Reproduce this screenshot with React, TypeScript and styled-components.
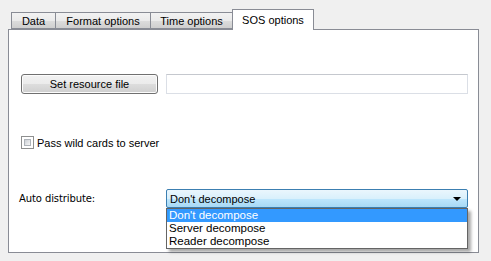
import React from 'react';
import styled, { createGlobalStyle } from 'styled-components';

const GlobalStyle = createGlobalStyle`
  html, body {
    margin: 0;
    padding: 0;
    background: #f0f0f0;
  }
  body {
    font-family: 'Liberation Sans', Arial, sans-serif;
    font-size: 11px;
    color: #000;
  }
`;

const tabs = [
  { label: 'Data', width: 45 },
  { label: 'Format options', width: 96 },
  { label: 'Time options', width: 83 },
  { label: 'SOS options', width: 82 },
];
const activeTab = 3;
const options = ["Don't decompose", 'Server decompose', 'Reader decompose'];

const Dialog = styled.div`
  width: 491px;
  height: 261px;
  padding: 9px 12px 0 8px;
  box-sizing: border-box;
`;

const TabBar = styled.div`
  display: flex;
  align-items: flex-end;
  height: 20px;
  padding-left: 3px;
  position: relative;
  z-index: 1;
`;

const Tab = styled.div<{ $w: number; $active: boolean }>`
  width: ${p => p.$w}px;
  height: ${p => (p.$active ? 21 : 17)}px;
  margin-bottom: ${p => (p.$active ? -1 : 0)}px;
  box-sizing: border-box;
  display: flex;
  align-items: center;
  justify-content: center;
  padding-top: ${p => (p.$active ? 0 : 1)}px;
  border: 1px solid #898c95;
  border-bottom: ${p => (p.$active ? 'none' : '1px solid #898c95')};
  margin-left: -1px;
  background: ${p => (p.$active ? '#fff' : 'linear-gradient(#f2f2f2, #ebebeb 50%, #dddddd 51%, #cfcfcf)')};
  font-size: 11px;
  white-space: nowrap;
  &:first-child {
    margin-left: 0;
  }
`;

const Pane = styled.div`
  width: 471px;
  height: 224px;
  box-sizing: border-box;
  border: 1px solid #898c95;
  background: #fff;
  padding: 43px 10px 0 12px;
  display: flex;
  flex-direction: column;
`;

const Row = styled.div<{ $top?: number }>`
  display: flex;
  align-items: center;
  margin-top: ${p => p.$top ?? 0}px;
  position: relative;
`;

const Button = styled.button`
  width: 137px;
  height: 20px;
  margin-top: 1px;
  box-sizing: border-box;
  border: 1px solid #707070;
  border-radius: 3px;
  background: linear-gradient(#f2f2f2, #ebebeb 50%, #dddddd 51%, #cfcfcf);
  box-shadow: inset 0 0 0 1px #fcfcfc;
  font-family: inherit;
  font-size: 11px;
  color: #000;
  padding: 0;
`;

const TextBox = styled.div`
  width: 302px;
  height: 20px;
  margin-left: 8px;
  box-sizing: border-box;
  border: 1px solid #dbdfe6;
  border-top-color: #c5c8ce;
  background: #fff;
`;

const Check = styled.span`
  width: 13px;
  height: 13px;
  box-sizing: border-box;
  border: 1px solid #8e8f8f;
  background: #fff;
  padding: 2px;
  display: inline-block;
  &::after {
    content: '';
    display: block;
    width: 7px;
    height: 7px;
    background: linear-gradient(135deg, #cbcfd5, #f6f6f6);
    border: 1px solid #aeb3b9;
    box-sizing: border-box;
  }
`;

const CheckLabel = styled.span`
  margin-left: 3px;
`;

const FieldLabel = styled.span`
  width: 147px;
  margin-left: -2px;
  font-family: 'DejaVu Sans', Tahoma, sans-serif;
  font-size: 10px;
  letter-spacing: -0.1px;
`;

const Combo = styled.div`
  width: 302px;
  height: 19px;
  box-sizing: border-box;
  border: 1px solid #3c7fb1;
  border-radius: 2px;
  background: linear-gradient(#eaf6fd, #d9f0fc 50%, #bee6fd 51%, #a7d9f5);
  display: flex;
  align-items: center;
  justify-content: space-between;
  padding: 0 6px 0 3px;
  position: relative;
`;

const Arrow = styled.span`
  width: 0;
  height: 0;
  border-left: 4px solid transparent;
  border-right: 4px solid transparent;
  border-top: 4px solid #000;
`;

const DropList = styled.ul`
  position: absolute;
  top: 18px;
  left: -1px;
  width: 302px;
  margin: 0;
  padding: 0;
  list-style: none;
  box-sizing: border-box;
  border: 1px solid #646464;
  background: #fff;
  box-shadow: 3px 3px 3px rgba(0, 0, 0, 0.35);
  z-index: 2;
`;

const DropItem = styled.li<{ $selected: boolean }>`
  height: 13px;
  line-height: 13px;
  padding-left: 2px;
  font-size: 11.5px;
  background: ${p => (p.$selected ? '#3399ff' : 'transparent')};
  color: ${p => (p.$selected ? '#fff' : '#000')};
`;

export default function App() {
  return (
    <Dialog>
      <GlobalStyle />
      <TabBar>
        {tabs.map((t, i) => (
          <Tab key={t.label} $w={t.width} $active={i === activeTab}>
            {t.label}
          </Tab>
        ))}
      </TabBar>
      <Pane>
        <Row>
          <Button>Set resource file</Button>
          <TextBox />
        </Row>
        <Row $top={42}>
          <Check />
          <CheckLabel>Pass wild cards to server</CheckLabel>
        </Row>
        <Row $top={40}>
          <FieldLabel>Auto distribute:</FieldLabel>
          <Combo>
            <span>{options[0]}</span>
            <Arrow />
            <DropList>
              {options.map((o, i) => (
                <DropItem key={o} $selected={i === 0}>
                  {o}
                </DropItem>
              ))}
            </DropList>
          </Combo>
        </Row>
      </Pane>
    </Dialog>
  );
}
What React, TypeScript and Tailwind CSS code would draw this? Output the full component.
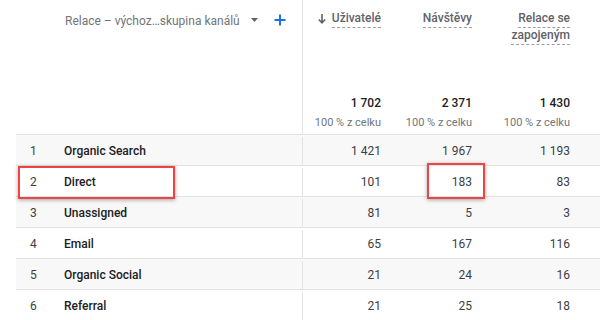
const rows = [
  { n: 1, name: "Organic Search", a: "1 421", b: "1 967", c: "1 193" },
  { n: 2, name: "Direct", a: "101", b: "183", c: "83" },
  { n: 3, name: "Unassigned", a: "81", b: "5", c: "3" },
  { n: 4, name: "Email", a: "65", b: "167", c: "116" },
  { n: 5, name: "Organic Social", a: "21", b: "24", c: "16" },
  { n: 6, name: "Referral", a: "21", b: "25", c: "18" },
];

function HeaderLabel({ children }: { children: React.ReactNode }) {
  return (
    <span className="border-b border-dashed border-[#9aa0a6] pb-[1px] leading-[16px]">
      {children}
    </span>
  );
}

export default function App() {
  return (
    <div
      className="relative h-[320px] w-[600px] overflow-hidden bg-white text-[12px] text-[#3c4043]"
      style={{ fontFamily: "Roboto, 'Liberation Sans', sans-serif" }}
    >
      <div className="ml-[16px]">
        {/* Header */}
        <div className="flex h-[135px] border-b border-[#e3e3e3]">
          <div className="flex w-[287px] items-start border-r border-[#e3e3e3] pt-[12px] pl-[49px]">
            <span className="text-[12px] text-[#70757a]">Relace – výchoz…skupina kanálů</span>
            <svg className="ml-[11px] mt-[6px]" width="7" height="4" viewBox="0 0 7 4">
              <path d="M0 0h7L3.5 4z" fill="#5f6368" />
            </svg>
            <svg className="ml-[16px] mt-[2px]" width="12" height="12" viewBox="0 0 12 12">
              <path d="M6 0.5v11M0.5 6h11" stroke="#1a73e8" strokeWidth="2" />
            </svg>
          </div>
          <div className="flex flex-col">
            <div className="flex h-[94px] items-start pt-[10px] text-[12px] font-medium text-[#5f6368]">
              <div className="flex w-[78px] items-start justify-end">
                <svg className="mr-[6px] mt-[4px]" width="8" height="10" viewBox="0 0 8 10">
                  <path d="M4 0v8.5M0.8 5.5L4 8.8L7.2 5.5" stroke="#5f6368" strokeWidth="1.6" fill="none" />
                </svg>
                <HeaderLabel>Uživatelé</HeaderLabel>
              </div>
              <div className="flex w-[91px] items-start justify-end">
                <HeaderLabel>Návštěvy</HeaderLabel>
              </div>
              <div className="flex w-[98px] flex-col items-end">
                <HeaderLabel>Relace se</HeaderLabel>
                <span className="-mt-[1px] flex">
                  <HeaderLabel>zapojeným</HeaderLabel>
                </span>
              </div>
            </div>
            <div className="flex">
              {[
                ["w-[78px]", "1 702"],
                ["w-[91px]", "2 371"],
                ["w-[98px]", "1 430"],
              ].map(([w, v]) => (
                <div key={v} className={`${w} flex flex-col items-end`}>
                  <span className="font-medium text-[#202124]">{v}</span>
                  <span className="mt-[3px] text-[11px] text-[#70757a]">100 % z celku</span>
                </div>
              ))}
            </div>
          </div>
        </div>

        {/* Rows */}
        {rows.map((r, i) => (
          <div
            key={r.n}
            className={`flex h-[31px] items-center border-b border-[#e3e3e3] pt-[2px] ${
              i % 2 === 0 ? "bg-[#f8f8f8]" : "bg-white"
            }`}
          >
            <div className="flex h-full w-[287px] items-center border-r border-[#e3e3e3]">
              <span className="w-[48px] pl-[14px]">{r.n}</span>
              <span className="font-medium text-[#202124]">{r.name}</span>
            </div>
            <span className="w-[78px] text-right">{r.a}</span>
            <span className="w-[91px] text-right">{r.b}</span>
            <span className="w-[98px] text-right">{r.c}</span>
          </div>
        ))}
      </div>

      {/* Highlight boxes */}
      <div className="absolute left-[18px] top-[166px] h-[33px] w-[157px] border-2 border-[#ef4444] shadow-[0_1px_4px_rgba(0,0,0,0.35)]" />
      <div className="absolute left-[427px] top-[163px] h-[36px] w-[58px] border-2 border-[#ef4444] shadow-[0_1px_4px_rgba(0,0,0,0.35)]" />
    </div>
  );
}
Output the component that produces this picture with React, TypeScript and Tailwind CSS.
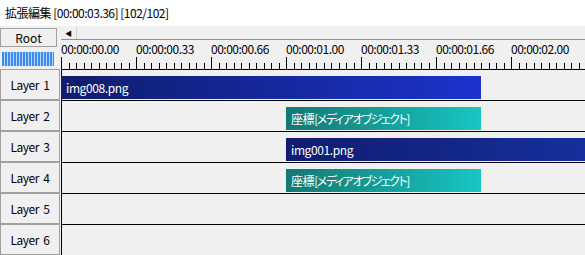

### TASK DESCRIPTION:
Show all lines from the listing above in which "Output" appears.

### ANSWER IN FULL:
What React, TypeScript and Tailwind CSS code would draw this? Output the full component.
Output the component that produces this picture with React, TypeScript and Tailwind CSS.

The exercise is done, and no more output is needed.